Optically Illusive Architecture: Producing Depthless Objects Using Principles of Linear Perspective

Publication Type:

Conference Proceedings

Source:

ACADIA 2017: DISCIPLINES & DISRUPTION , Acadia Publishing Company, Volume Proceedings of the 37th Annual Conference of the Association for Computer Aided Design in Architecture (ACADIA), Cambridge, MA, p.274--283 (2017)

ISBN:

978-0692965061

URL:

http://papers.cumincad.org/cgi-bin/works/paper/acadia17_274

Keywords:

design methods, form finding, information processing, representation
Abstract: 

 

 

Architecture is a discipline with a long history of engagement with representational techniques borrowed from artforms such as painting and drawing.
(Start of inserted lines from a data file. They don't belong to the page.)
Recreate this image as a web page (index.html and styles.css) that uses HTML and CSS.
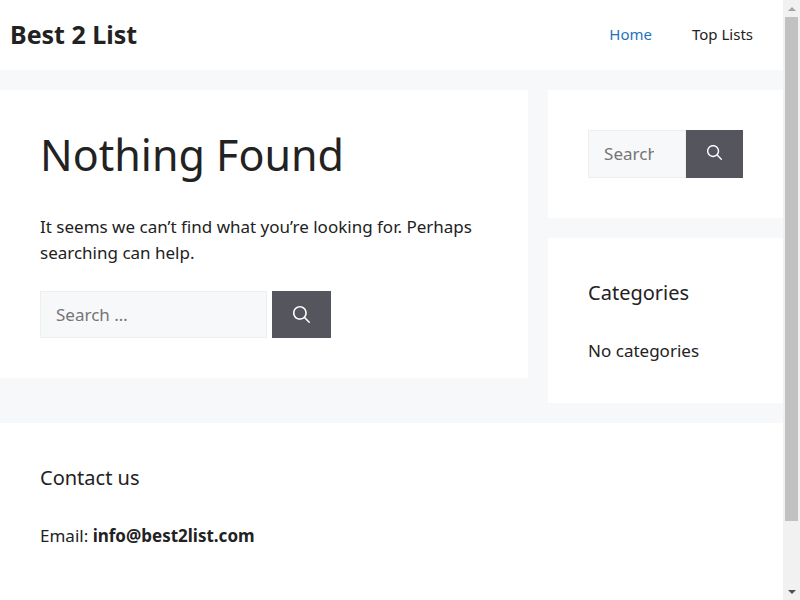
FILE: index.html
```
<!DOCTYPE html>
<html lang="en">

<head>
    <meta charset="UTF-8">
    <meta name="viewport" content="width=device-width, initial-scale=1.0">
    <title>Nothing Found - Best 2 List</title>
    <link rel="stylesheet" href="styles.css">
</head>

<body>

    <div class="page">
        <header class="site-header">
            <a class="site-title" href="#">Best 2 List</a>
            <nav class="main-nav">
                <a class="current" href="#">Home</a>
                <a href="#">Top Lists</a>
            </nav>
        </header>

        <div class="site-content">
            <main class="card content">
                <h1>Nothing Found</h1>
                <p>It seems we can’t find what you’re looking for. Perhaps searching can help.</p>
                <form class="search-form">
                    <input type="search" placeholder="Search …" aria-label="Search for:">
                    <button type="submit" aria-label="Search">
                        <svg viewBox="0 0 512 512" aria-hidden="true"><path fill-rule="evenodd" clip-rule="evenodd" d="M208 48c-88.366 0-160 71.634-160 160s71.634 160 160 160 160-71.634 160-160S296.366 48 208 48zM0 208C0 93.125 93.125 0 208 0s208 93.125 208 208c0 48.741-16.765 93.566-44.843 129.024l133.826 134.018c9.366 9.379 9.355 24.575-.025 33.941-9.379 9.366-24.575 9.355-33.941-.025L337.238 370.987C301.747 399.167 256.839 416 208 416 93.125 416 0 322.875 0 208z"/></svg>
                    </button>
                </form>
            </main>

            <aside class="sidebar">
                <div class="card">
                    <form class="search-form widget-search">
                        <input type="search" placeholder="Search …" aria-label="Search for:">
                        <button type="submit" aria-label="Search">
                            <svg viewBox="0 0 512 512" aria-hidden="true"><path fill-rule="evenodd" clip-rule="evenodd" d="M208 48c-88.366 0-160 71.634-160 160s71.634 160 160 160 160-71.634 160-160S296.366 48 208 48zM0 208C0 93.125 93.125 0 208 0s208 93.125 208 208c0 48.741-16.765 93.566-44.843 129.024l133.826 134.018c9.366 9.379 9.355 24.575-.025 33.941-9.379 9.366-24.575 9.355-33.941-.025L337.238 370.987C301.747 399.167 256.839 416 208 416 93.125 416 0 322.875 0 208z"/></svg>
                        </button>
                    </form>
                </div>
                <div class="card">
                    <h2>Categories</h2>
                    <p>No categories</p>
                </div>
            </aside>
        </div>

        <footer class="site-footer">
            <h2>Contact us</h2>
            <p>Email: <strong>info@best2list.com</strong></p>
        </footer>
    </div>

    <div class="scrollbar" aria-hidden="true">
        <span class="arrow up"></span>
        <div class="track">
            <div class="thumb"></div>
        </div>
        <span class="arrow down"></span>
    </div>

</body>

</html>
```
FILE: styles.css
```
* {
    box-sizing: border-box;
}

body {
    margin: 0;
    display: flex;
    height: 100vh;
    overflow: hidden;
    background-color: #f7f8f9;
    color: #222222;
    font-family: "Segoe UI", "Noto Sans", sans-serif;
    font-size: 17px;
    line-height: 26px;
}

h1, h2, p {
    margin: 0;
    font-weight: 400;
}

a {
    color: #222222;
    text-decoration: none;
}

.page {
    flex: 1;
    min-width: 0;
    display: flex;
    flex-direction: column;
    overflow: hidden;
}

/* Header */
.site-header {
    display: flex;
    align-items: center;
    justify-content: space-between;
    min-height: 70px;
    padding: 0 30px 2px 10px;
    background-color: #ffffff;
}

.site-title {
    font-size: 25px;
    font-weight: 700;
}

.main-nav {
    display: flex;
    gap: 40px;
    font-size: 15px;
}

.main-nav .current {
    color: #1e73be;
}

/* Content and sidebar */
.site-content {
    display: grid;
    grid-template-columns: minmax(0, 7fr) minmax(0, 3fr);
    align-items: start;
    padding: 20px 0;
}

.card {
    padding: 40px;
    background-color: #ffffff;
}

.content {
    margin-right: 20px;
}

.content h1 {
    margin-bottom: 34px;
    font-size: 43px;
    line-height: 50px;
}

.content p {
    margin-bottom: 25px;
}

.sidebar {
    display: grid;
    grid-template-columns: minmax(0, 1fr);
    gap: 20px;
}

.sidebar p {
    line-height: 25px;
}

h2 {
    margin-bottom: 30px;
    font-size: 20px;
    line-height: 30px;
}

.search-form {
    display: flex;
    gap: 5px;
    height: 47px;
}

.search-form input {
    width: 227px;
    min-width: 0;
    padding: 10px 15px;
    border: 1px solid #eeeeee;
    border-radius: 0;
    background-color: #f7f8f9;
    color: #666666;
    font: inherit;
    appearance: none;
}

.search-form input::placeholder {
    color: #757575;
}

.search-form button {
    display: flex;
    align-items: center;
    justify-content: center;
    flex: none;
    width: 59px;
    padding: 0;
    border: none;
    background-color: #55555e;
    cursor: pointer;
}

.search-form svg {
    width: 17px;
    height: 17px;
    fill: #ffffff;
}

.widget-search {
    gap: 0;
    height: 48px;
}

.widget-search input {
    flex: 1;
}

.widget-search button {
    width: 57px;
    padding-bottom: 3px;
}

.widget-search svg {
    width: 15px;
    height: 15px;
}

/* Footer */
.site-footer {
    flex: 1;
    padding: 40px;
    background-color: #ffffff;
}

/* Scrollbar */
.scrollbar {
    display: flex;
    flex-direction: column;
    width: 17px;
    padding: 0 2px;
    background-color: #f1f1f1;
}

.track {
    flex: 1;
}

.thumb {
    height: 89%;
    background-color: #c1c1c1;
}

.arrow {
    display: flex;
    align-items: center;
    justify-content: center;
    height: 17px;
}

.arrow::before {
    content: "";
    border: 4px solid transparent;
}

.up::before {
    border-top: none;
    border-bottom-color: #a3a3a3;
}

.down::before {
    border-bottom: none;
    border-top-color: #505050;
}
```
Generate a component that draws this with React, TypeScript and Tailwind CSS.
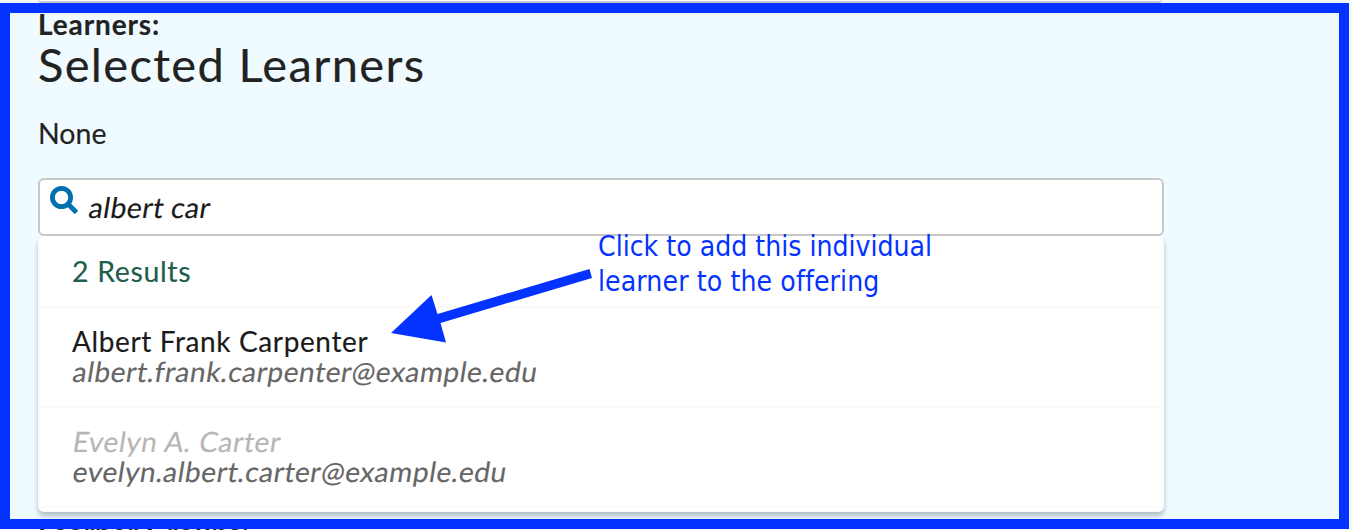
import React from "react";

type Learner = { name: string; email: string; enrolled?: boolean };

const learners: Learner[] = [
  { name: "Albert Frank Carpenter", email: "albert.frank.carpenter@example.edu" },
  { name: "Evelyn A. Carter", email: "evelyn.albert.carter@example.edu", enrolled: true },
];

function SearchIcon() {
  return (
    <svg viewBox="0 0 28 28" className="mt-[6px] ml-[10px] h-7 w-7 shrink-0" fill="none" stroke="#0070b0">
      <circle cx="11.5" cy="11.5" r="9.1" strokeWidth="4.8" />
      <path d="M18 18 26.500 26.500" strokeWidth="4.800" />
    </svg>
  );
}

function LearnerRow({ name, email, enrolled }: Learner) {
  return (
    <li className="flex h-[100px] flex-col items-start border-b-2 border-[#fafafa] pt-[18px] pl-[32px] text-[28px] leading-[30px] whitespace-nowrap">
      <span
        className={
          enrolled
            ? "block h-[30px] origin-[0_75%] -skew-x-[9deg] tracking-[0.65px] text-[#b9b5b5]"
            : "block h-[30px] tracking-[0.62px] text-[#1a1a1a]"
        }
      >
        {name}
      </span>
      <span className="block h-[30px] origin-[0_75%] -skew-x-[9deg] tracking-[0.58px] text-[#666]">{email}</span>
    </li>
  );
}

export default function App() {
  return (
    <div className="relative h-[530px] w-[1352px] overflow-hidden bg-[#f3fafe] font-['Lato',sans-serif] text-[#222] [-webkit-text-stroke:0.15px_currentColor]">
      <div className="ml-[38px] h-[3px] w-[1124px] rounded-b-md border-b-2 border-[#c8c8c8] bg-white" />
      <main className="h-[526px] w-[1349px] border-[10px] border-[#0433ff] bg-[#effbff] pl-[28px]">
        <p className="-mt-[5px] h-[32px] text-[28px] leading-[32px] font-bold">
          <span className="tracking-[0.9px]">Learners:</span>
        </p>
        <h1 className="-mt-[2px] h-[54px] text-[47px] leading-[52px]">
          <span className="tracking-[1.35px]">Selected Learners</span>
        </h1>
        <p className="mt-[24px] h-[35px] text-[28.5px] leading-[34px]">
          <span>None</span>
        </p>
        <div className="mt-[27px] flex h-[58px] w-[1126px] rounded-[6px] border-2 border-[#c8c8c8] bg-white">
          <SearchIcon />
          <span className="mt-[10px] ml-[10px] h-[34px] origin-[0_75%] -skew-x-[9deg] text-[28.5px] leading-[34px] tracking-[0.35px] text-[#1a1a1a]">
            albert car
          </span>
        </div>
        <section className="h-[276px] w-[1126px] rounded-[6px] border-2 border-t-0 border-[#fcfcfc] bg-white shadow-[0_4px_5px_rgba(0,40,40,0.28)]">
          <h2 className="h-[72px] border-b-2 border-[#fafafa] pt-[18px] pl-[32px] text-[28.5px] leading-[34px] text-[#215d4e]">
            <span className="tracking-[0.65px]">2 Results</span>
          </h2>
          <ul>
            {learners.map((learner) => (
              <LearnerRow key={learner.email} {...learner} />
            ))}
          </ul>
        </section>
      </main>
      <div className="ml-[38px] h-px overflow-hidden text-[28px] leading-[32px] font-bold">
        <p className="-mt-[12px] tracking-[0.9px]">Learner Groups:</p>
      </div>
      <div className="absolute top-[229px] left-[598px] font-['DejaVu_Sans_Condensed','DejaVu_Sans',sans-serif] text-[28.1px] leading-[35px] font-normal whitespace-nowrap text-[#0433ff] [-webkit-text-stroke:0]">
        <div><span>Click to add this individual</span></div>
        <div><span className="tracking-[0.1px]">learner to the offering</span></div>
      </div>
      <svg className="absolute top-[260px] left-[380px] h-[100px] w-[230px]" viewBox="380 260 230 100" fill="#0433ff">
        <path d="M391 333 431.500 295 437.500 314 589.500 269 592 278 440.500 323 446 342.500Z" />
      </svg>
    </div>
  );
}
Historically, these techniques enable artists to translate three-dimensional space into a two-dimensional medium, while architecture tends to work in reverse, using the latter to express yet-to-be-realized projects in the former. This investigation leads to specific methods of linear perspectival representation that manipulate our perception of spatial depth, such as trompe l’oeil and anamorphic projection. Referencing these methods, we introduce the concept of an optically illusive architecture. While referencing a wide range of visually deceptive effects, we focus on synthesizing two-dimensional patterns into three-dimensional objects for the purpose of producing a depthless reading of three-dimensional space. In this paper, we outline optically illusive architecture and look at the initial stages of a design experiment that attempts to bring the perception of flatness into a three-dimensional object. This is achieved by building a simple algorithm that reverses linear perspectival projection to produce two-dimensional effects through a three-dimensional physical object. We analyze the results by comparing the two- and three-dimensional projections against one another from varying points of view in space, and speculate on the possible applications for such a design.